Given task -
Each line below should be reproduced without any alteration.

Source data -
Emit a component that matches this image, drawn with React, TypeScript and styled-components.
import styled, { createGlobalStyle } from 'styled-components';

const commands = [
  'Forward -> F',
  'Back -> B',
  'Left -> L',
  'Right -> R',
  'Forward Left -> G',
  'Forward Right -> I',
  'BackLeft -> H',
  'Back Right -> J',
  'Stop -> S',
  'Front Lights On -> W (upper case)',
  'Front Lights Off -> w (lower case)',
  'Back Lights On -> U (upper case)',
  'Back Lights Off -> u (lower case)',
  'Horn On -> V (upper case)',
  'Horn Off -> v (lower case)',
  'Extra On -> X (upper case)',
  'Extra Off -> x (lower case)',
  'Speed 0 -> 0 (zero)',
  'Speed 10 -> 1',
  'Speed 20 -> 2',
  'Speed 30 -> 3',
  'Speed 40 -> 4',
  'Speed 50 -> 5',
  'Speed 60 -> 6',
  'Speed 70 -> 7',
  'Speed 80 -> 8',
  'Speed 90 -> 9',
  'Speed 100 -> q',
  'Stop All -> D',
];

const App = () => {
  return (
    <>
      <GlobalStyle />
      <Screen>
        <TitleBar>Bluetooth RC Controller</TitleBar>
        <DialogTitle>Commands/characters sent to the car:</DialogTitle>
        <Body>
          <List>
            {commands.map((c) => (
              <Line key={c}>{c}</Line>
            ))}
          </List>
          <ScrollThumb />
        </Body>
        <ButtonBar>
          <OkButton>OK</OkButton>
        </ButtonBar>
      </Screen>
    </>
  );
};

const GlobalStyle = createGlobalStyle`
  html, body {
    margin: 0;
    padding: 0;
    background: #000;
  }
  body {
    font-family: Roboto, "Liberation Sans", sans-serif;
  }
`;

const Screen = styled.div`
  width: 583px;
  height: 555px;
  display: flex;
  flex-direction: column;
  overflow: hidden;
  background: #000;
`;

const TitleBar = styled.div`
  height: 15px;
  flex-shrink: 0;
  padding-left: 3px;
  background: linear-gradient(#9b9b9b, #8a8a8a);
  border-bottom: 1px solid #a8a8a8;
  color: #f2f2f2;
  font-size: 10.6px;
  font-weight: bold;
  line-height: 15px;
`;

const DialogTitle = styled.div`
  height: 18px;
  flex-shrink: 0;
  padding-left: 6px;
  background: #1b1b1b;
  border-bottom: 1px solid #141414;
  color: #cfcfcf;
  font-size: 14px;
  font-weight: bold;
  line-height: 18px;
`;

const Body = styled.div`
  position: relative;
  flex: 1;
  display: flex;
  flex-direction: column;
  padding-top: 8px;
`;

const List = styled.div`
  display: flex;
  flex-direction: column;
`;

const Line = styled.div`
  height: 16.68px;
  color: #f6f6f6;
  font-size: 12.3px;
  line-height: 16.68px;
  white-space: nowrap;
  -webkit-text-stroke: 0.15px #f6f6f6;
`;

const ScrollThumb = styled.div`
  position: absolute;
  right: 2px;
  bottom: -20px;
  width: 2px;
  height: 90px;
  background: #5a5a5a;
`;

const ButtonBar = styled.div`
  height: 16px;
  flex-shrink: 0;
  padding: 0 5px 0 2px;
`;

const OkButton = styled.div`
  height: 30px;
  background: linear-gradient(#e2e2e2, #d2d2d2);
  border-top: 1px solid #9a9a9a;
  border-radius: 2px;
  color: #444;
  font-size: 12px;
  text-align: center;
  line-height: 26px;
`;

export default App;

Answer -
Emit a component that matches this image, drawn with React, TypeScript and styled-components.
import styled, { createGlobalStyle } from 'styled-components';

const commands = [
  'Forward -> F',
  'Back -> B',
  'Left -> L',
  'Right -> R',
  'Forward Left -> G',
  'Forward Right -> I',
  'BackLeft -> H',
  'Back Right -> J',
  'Stop -> S',
  'Front Lights On -> W (upper case)',
  'Front Lights Off -> w (lower case)',
  'Back Lights On -> U (upper case)',
  'Back Lights Off -> u (lower case)',
  'Horn On -> V (upper case)',
  'Horn Off -> v (lower case)',
  'Extra On -> X (upper case)',
  'Extra Off -> x (lower case)',
  'Speed 0 -> 0 (zero)',
  'Speed 10 -> 1',
  'Speed 20 -> 2',
  'Speed 30 -> 3',
  'Speed 40 -> 4',
  'Speed 50 -> 5',
  'Speed 60 -> 6',
  'Speed 70 -> 7',
  'Speed 80 -> 8',
  'Speed 90 -> 9',
  'Speed 100 -> q',
  'Stop All -> D',
];

const App = () => {
  return (
    <>
      <GlobalStyle />
      <Screen>
        <TitleBar>Bluetooth RC Controller</TitleBar>
        <DialogTitle>Commands/characters sent to the car:</DialogTitle>
        <Body>
          <List>
            {commands.map((c) => (
              <Line key={c}>{c}</Line>
            ))}
          </List>
          <ScrollThumb />
        </Body>
        <ButtonBar>
          <OkButton>OK</OkButton>
        </ButtonBar>
      </Screen>
    </>
  );
};

const GlobalStyle = createGlobalStyle`
  html, body {
    margin: 0;
    padding: 0;
    background: #000;
  }
  body {
    font-family: Roboto, "Liberation Sans", sans-serif;
  }
`;

const Screen = styled.div`
  width: 583px;
  height: 555px;
  display: flex;
  flex-direction: column;
  overflow: hidden;
  background: #000;
`;

const TitleBar = styled.div`
  height: 15px;
  flex-shrink: 0;
  padding-left: 3px;
  background: linear-gradient(#9b9b9b, #8a8a8a);
  border-bottom: 1px solid #a8a8a8;
  color: #f2f2f2;
  font-size: 10.6px;
  font-weight: bold;
  line-height: 15px;
`;

const DialogTitle = styled.div`
  height: 18px;
  flex-shrink: 0;
  padding-left: 6px;
  background: #1b1b1b;
  border-bottom: 1px solid #141414;
  color: #cfcfcf;
  font-size: 14px;
  font-weight: bold;
  line-height: 18px;
`;

const Body = styled.div`
  position: relative;
  flex: 1;
  display: flex;
  flex-direction: column;
  padding-top: 8px;
`;

const List = styled.div`
  display: flex;
  flex-direction: column;
`;

const Line = styled.div`
  height: 16.68px;
  color: #f6f6f6;
  font-size: 12.3px;
  line-height: 16.68px;
  white-space: nowrap;
  -webkit-text-stroke: 0.15px #f6f6f6;
`;

const ScrollThumb = styled.div`
  position: absolute;
  right: 2px;
  bottom: -20px;
  width: 2px;
  height: 90px;
  background: #5a5a5a;
`;

const ButtonBar = styled.div`
  height: 16px;
  flex-shrink: 0;
  padding: 0 5px 0 2px;
`;

const OkButton = styled.div`
  height: 30px;
  background: linear-gradient(#e2e2e2, #d2d2d2);
  border-top: 1px solid #9a9a9a;
  border-radius: 2px;
  color: #444;
  font-size: 12px;
  text-align: center;
  line-height: 26px;
`;

export default App;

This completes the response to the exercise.